Safer than ever. Easy and clever.
With this release, we are not only providing a security upgrade to the Checkmk agent, but also strengthening the security of the software itself. Thanks to the new architecture of Checkmk, the agents for Linux and Windows from version 2.1 will use an TLS encryption by default, which is easy to set up and thus more convenient than home-made solutions for TLS encryption. Watch our video tutorial to learn more about the new agent architecture.
In addition, we are expanding the login options: The now available two-factor authentication via FIDO2/WebAuthn will provide more security. Furthermore, it is now possible to use authentications such as YubiKey, a USB token, a smartphone or Apple's Touch ID or Windows Hello. Version 2.1 also comes with improved login password hashing as well as enhanced logging of failed logins.
You can now also log in to Checkmk using SAML. Version 2.1 officially supports identity providers such as AD Federation Service, Azure AD and NetIQ Access Manager. At the same time, the new release gives you flexibility to integrate with most identity providers that support SAML.
We also made it easier to set up secure communications for the notification spooler (mknotifyd) by supporting Checkmk 2.1 native encryption out of the box.
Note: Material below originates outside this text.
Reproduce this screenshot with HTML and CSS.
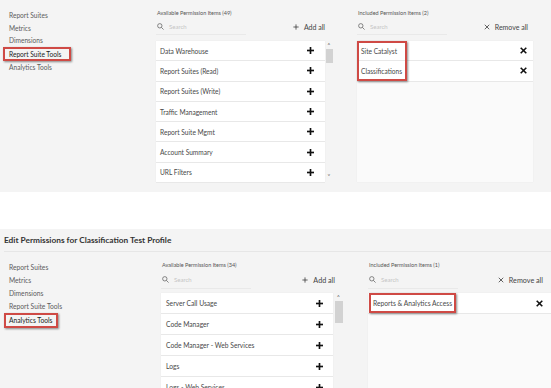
FILE: index.html
```html
<!DOCTYPE html>
<html lang="en">
<head>
<meta charset="UTF-8" />
<meta name="viewport" content="width=device-width, initial-scale=1" />
<title>Edit Permissions</title>
<link rel="stylesheet" href="styles.css">
</head>
<body>
    <!-- first capture: report suite tools -->
    <section class="panel panel-top">
        <div class="editor">
            <ul class="nav">
                <li>Report Suites</li>
                <li>Metrics</li>
                <li>Dimensions</li>
                <li><span class="marked">Report Suite Tools</span></li>
                <li>Analytics Tools</li>
            </ul>
            <div class="col col-avail">
                <div class="col-head">Available Permission Items (49)</div>
                <div class="search-row">
                    <div class="search">
                        <svg class="icon-search" viewBox="0 0 8 8"><circle cx="3.2" cy="3.2" r="2.5"/><line x1="5" y1="5" x2="7.5" y2="7.5"/></svg>
                        <span>Search</span>
                    </div>
                    <div class="action">
                        <svg class="icon-thin" viewBox="0 0 8 8"><line x1="4" y1="0.5" x2="4" y2="7.5"/><line x1="0.5" y1="4" x2="7.5" y2="4"/></svg>
                        Add all
                    </div>
                </div>
                <div class="list">
                    <div class="rows">
                        <div class="row"><span>Data Warehouse</span><svg class="icon-bold" viewBox="0 0 8 8"><line x1="4" y1="0" x2="4" y2="8"/><line x1="0" y1="4" x2="8" y2="4"/></svg></div>
                        <div class="row"><span>Report Suites (Read)</span><svg class="icon-bold" viewBox="0 0 8 8"><line x1="4" y1="0" x2="4" y2="8"/><line x1="0" y1="4" x2="8" y2="4"/></svg></div>
                        <div class="row"><span>Report Suites (Write)</span><svg class="icon-bold" viewBox="0 0 8 8"><line x1="4" y1="0" x2="4" y2="8"/><line x1="0" y1="4" x2="8" y2="4"/></svg></div>
                        <div class="row"><span>Traffic Management</span><svg class="icon-bold" viewBox="0 0 8 8"><line x1="4" y1="0" x2="4" y2="8"/><line x1="0" y1="4" x2="8" y2="4"/></svg></div>
                        <div class="row"><span>Report Suite Mgmt</span><svg class="icon-bold" viewBox="0 0 8 8"><line x1="4" y1="0" x2="4" y2="8"/><line x1="0" y1="4" x2="8" y2="4"/></svg></div>
                        <div class="row"><span>Account Summary</span><svg class="icon-bold" viewBox="0 0 8 8"><line x1="4" y1="0" x2="4" y2="8"/><line x1="0" y1="4" x2="8" y2="4"/></svg></div>
                        <div class="row"><span>URL Filters</span><svg class="icon-bold" viewBox="0 0 8 8"><line x1="4" y1="0" x2="4" y2="8"/><line x1="0" y1="4" x2="8" y2="4"/></svg></div>
                    </div>
                    <div class="scroll">
                        <span class="arrow">&#x2c4;</span>
                        <div class="thumb"></div>
                        <span class="arrow arrow-down">&#x2c5;</span>
                    </div>
                </div>
            </div>
            <div class="col col-incl">
                <div class="col-head">Included Permission Items (2)</div>
                <div class="search-row">
                    <div class="search">
                        <svg class="icon-search" viewBox="0 0 8 8"><circle cx="3.2" cy="3.2" r="2.5"/><line x1="5" y1="5" x2="7.5" y2="7.5"/></svg>
                        <span>Search</span>
                    </div>
                    <div class="action">
                        <svg class="icon-thin" viewBox="0 0 8 8"><line x1="1" y1="1" x2="7" y2="7"/><line x1="7" y1="1" x2="1" y2="7"/></svg>
                        Remove all
                    </div>
                </div>
                <div class="list list-incl">
                    <div class="rows">
                        <div class="row"><span>Site Catalyst</span><svg class="icon-bold" viewBox="0 0 8 8"><line x1="0.8" y1="0.8" x2="7.2" y2="7.2"/><line x1="7.2" y1="0.8" x2="0.8" y2="7.2"/></svg></div>
                        <div class="row"><span>Classifications</span><svg class="icon-bold" viewBox="0 0 8 8"><line x1="0.8" y1="0.8" x2="7.2" y2="7.2"/><line x1="7.2" y1="0.8" x2="0.8" y2="7.2"/></svg></div>
                    </div>
                    <div class="callout callout-two"></div>
                </div>
            </div>
        </div>
    </section>

    <div class="spacer"></div>

    <!-- second capture: analytics tools -->
    <section class="panel panel-bottom">
        <h2 class="title">Edit Permissions for Classification Test Profile</h2>
        <div class="editor">
            <ul class="nav">
                <li>Report Suites</li>
                <li>Metrics</li>
                <li>Dimensions</li>
                <li>Report Suite Tools</li>
                <li><span class="marked">Analytics Tools</span></li>
            </ul>
            <div class="col col-avail">
                <div class="col-head">Available Permission Items (34)</div>
                <div class="search-row">
                    <div class="search">
                        <svg class="icon-search" viewBox="0 0 8 8"><circle cx="3.2" cy="3.2" r="2.5"/><line x1="5" y1="5" x2="7.5" y2="7.5"/></svg>
                        <span>Search</span>
                    </div>
                    <div class="action">
                        <svg class="icon-thin" viewBox="0 0 8 8"><line x1="4" y1="0.5" x2="4" y2="7.5"/><line x1="0.5" y1="4" x2="7.5" y2="4"/></svg>
                        Add all
                    </div>
                </div>
                <div class="list">
                    <div class="rows">
                        <div class="row"><span>Server Call Usage</span><svg class="icon-bold" viewBox="0 0 8 8"><line x1="4" y1="0" x2="4" y2="8"/><line x1="0" y1="4" x2="8" y2="4"/></svg></div>
                        <div class="row"><span>Code Manager</span><svg class="icon-bold" viewBox="0 0 8 8"><line x1="4" y1="0" x2="4" y2="8"/><line x1="0" y1="4" x2="8" y2="4"/></svg></div>
                        <div class="row"><span>Code Manager - Web Services</span><svg class="icon-bold" viewBox="0 0 8 8"><line x1="4" y1="0" x2="4" y2="8"/><line x1="0" y1="4" x2="8" y2="4"/></svg></div>
                        <div class="row"><span>Logs</span><svg class="icon-bold" viewBox="0 0 8 8"><line x1="4" y1="0" x2="4" y2="8"/><line x1="0" y1="4" x2="8" y2="4"/></svg></div>
                        <div class="row"><span>Logs - Web Services</span><svg class="icon-bold" viewBox="0 0 8 8"><line x1="4" y1="0" x2="4" y2="8"/><line x1="0" y1="4" x2="8" y2="4"/></svg></div>
                    </div>
                    <div class="scroll">
                        <span class="arrow">&#x2c4;</span>
                        <div class="thumb"></div>
                    </div>
                </div>
            </div>
            <div class="col col-incl">
                <div class="col-head">Included Permission Items (1)</div>
                <div class="search-row">
                    <div class="search">
                        <svg class="icon-search" viewBox="0 0 8 8"><circle cx="3.2" cy="3.2" r="2.5"/><line x1="5" y1="5" x2="7.5" y2="7.5"/></svg>
                        <span>Search</span>
                    </div>
                    <div class="action">
                        <svg class="icon-thin" viewBox="0 0 8 8"><line x1="1" y1="1" x2="7" y2="7"/><line x1="7" y1="1" x2="1" y2="7"/></svg>
                        Remove all
                    </div>
                </div>
                <div class="list list-incl">
                    <div class="rows">
                        <div class="row"><span>Reports &amp; Analytics Access</span><svg class="icon-bold" viewBox="0 0 8 8"><line x1="0.8" y1="0.8" x2="7.2" y2="7.2"/><line x1="7.2" y1="0.8" x2="0.8" y2="7.2"/></svg></div>
                    </div>
                    <div class="callout callout-one"></div>
                </div>
            </div>
        </div>
    </section>
</body>
</html>
```

FILE: styles.css
```css
:root {
    --panel-bg: #f4f4f4;
    --text: #505050;
    --text-dark: #222;
    --line: #e8e8e8;
    --mark: #cf4a45;
}

body, html {
    margin: 0;
    padding: 0;
    background: #fff;
    font-family: Lato, "Open Sans", sans-serif;
    color: var(--text);
    overflow: hidden;
}

.panel {
    background: var(--panel-bg);
    overflow: hidden;
}

.panel-top {
    height: 192px;
    padding-top: 9px;
    box-sizing: border-box;
}

.spacer {
    height: 37px;
}

.panel-bottom {
    height: 159px;
}

.title {
    margin: 0 0 0 4px;
    height: 22px;
    line-height: 22px;
    font-size: 8.3px;
    font-weight: 700;
    color: #333;
    border-bottom: 1px solid #e6e6e6;
}

.editor {
    display: flex;
}

.panel-bottom .editor {
    padding-top: 9px;
}

/* left menu */
.nav {
    list-style: none;
    margin: 0;
    padding: 0 0 0 9px;
    width: 147px;
    flex-shrink: 0;
    font-size: 6.6px;
    line-height: 12.5px;
    color: #5c5c5c;
}

.panel-bottom .nav {
    width: 152px;
    line-height: 13px;
    font-size: 6.7px;
}

.marked {
    display: inline-block;
    margin-left: -6px;
    padding: 0 8px 0 4px;
    line-height: 10px;
    color: var(--text-dark);
    border: 2px solid var(--mark);
    box-shadow: 1px 1px 2px rgba(0,0,0,0.45);
}

.panel-bottom .marked {
    margin-left: -5px;
    padding: 0 3px 0 3px;
    line-height: 11px;
}

/* columns */
.col-avail {
    width: 177px;
    flex-shrink: 0;
}

.col-incl {
    width: 176px;
    margin-left: 24px;
    flex-shrink: 0;
}

.panel-bottom .col-avail {
    width: 182px;
}

.panel-bottom .col-incl {
    width: 183px;
    margin-left: 25px;
}

.col-head {
    font-size: 5.5px;
    line-height: 8px;
    color: #555;
    padding-left: 1px;
}

.search-row {
    display: flex;
    justify-content: space-between;
    align-items: center;
    height: 17px;
    margin-top: 1px;
}

.panel-bottom .search-row {
    height: 18px;
    margin-top: 2px;
}

.search {
    display: flex;
    align-items: center;
    gap: 5px;
    width: 90px;
    height: 100%;
    padding-left: 1px;
    border-bottom: 1px solid #e9e9e9;
    box-sizing: border-box;
    font-size: 6px;
    color: #c4c4c4;
}

.icon-search {
    width: 7px;
    height: 7px;
    fill: none;
    stroke: #666;
    stroke-width: 0.9;
}

.action {
    display: flex;
    align-items: center;
    gap: 5px;
    font-size: 7px;
    color: #444;
    padding-right: 8px;
}

.col-incl .action {
    padding-right: 5px;
}

.panel-bottom .action {
    font-size: 7.2px;
    padding-right: 8px;
}

.panel-bottom .col-incl .action {
    padding-right: 8px;
}

.icon-thin {
    width: 6px;
    height: 6px;
    stroke: #333;
    stroke-width: 1;
}

/* lists */
.list {
    position: relative;
    display: flex;
    margin-top: 6px;
    height: 141px;
}

.panel-bottom .list {
    margin-top: 4px;
    height: 120px;
}

.rows {
    flex: 1;
    background: #fff;
    box-shadow: 0 0 1px rgba(0,0,0,0.08);
}

.list-incl .rows {
    background: #fafafa;
}

.row {
    display: flex;
    justify-content: space-between;
    align-items: center;
    height: 20.3px;
    box-sizing: border-box;
    padding: 0 11px 0 4px;
    border-bottom: 1px solid var(--line);
    background: #fff;
    font-size: 6.6px;
    color: #484848;
}

.panel-bottom .row {
    height: 21px;
    font-size: 6.7px;
    padding-left: 5px;
    padding-right: 10px;
}

.list-incl .row {
    padding-right: 6px;
}

.panel-bottom .list-incl .row {
    padding-right: 8px;
}

.icon-bold {
    width: 7px;
    height: 7px;
    stroke: #111;
    stroke-width: 1.9;
}

.list-incl .icon-bold {
    stroke-width: 1.8;
}

.scroll {
    width: 8px;
    display: flex;
    flex-direction: column;
    align-items: center;
}

.panel-bottom .scroll {
    width: 9px;
    margin-left: 1px;
}

.arrow {
    font-size: 6px;
    line-height: 6px;
    height: 6px;
    color: #555;
    margin-top: 1px;
}

.arrow-down {
    margin-top: auto;
    margin-bottom: 3px;
}

.thumb {
    width: 7px;
    height: 14px;
    margin-top: 1px;
    background: #d2d2d2;
}

.panel-bottom .thumb {
    width: 8px;
    height: 22px;
}

/* annotation boxes drawn over the lists */
.callout {
    position: absolute;
    border: 2px solid var(--mark);
    box-shadow: 1px 1px 2px rgba(0,0,0,0.45);
    pointer-events: none;
}

.callout-two {
    left: 0;
    top: 0;
    width: 46px;
    height: 36px;
}

.callout-one {
    left: 1px;
    top: 0;
    width: 83px;
    height: 16px;
}
```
This means that all communication channels between monitoring sites will be encrypted in the future.
One more thing. Is not enough
The release also includes many smaller improvements. For example, we have extended the functionality of the REST API introduced with version 2.0. This will soon now cover all the functions of the old legacy web API, such as ruleset handling. With this, 2.1 closes this gap and thus improves the performance and usability of the REST API. While the old legacy web API will still work with all 2.1 releases, it will be removed starting with Checkmk 2.2. Therefore, we recommend that you use the transition period to migrate your scripts to the new REST API, and address any potential migration issues ahead of time.
With the new release, we are also introducing other small changes to the UX in Checkmk. This includes refinements to discovery, rule configuration, setup search, among others.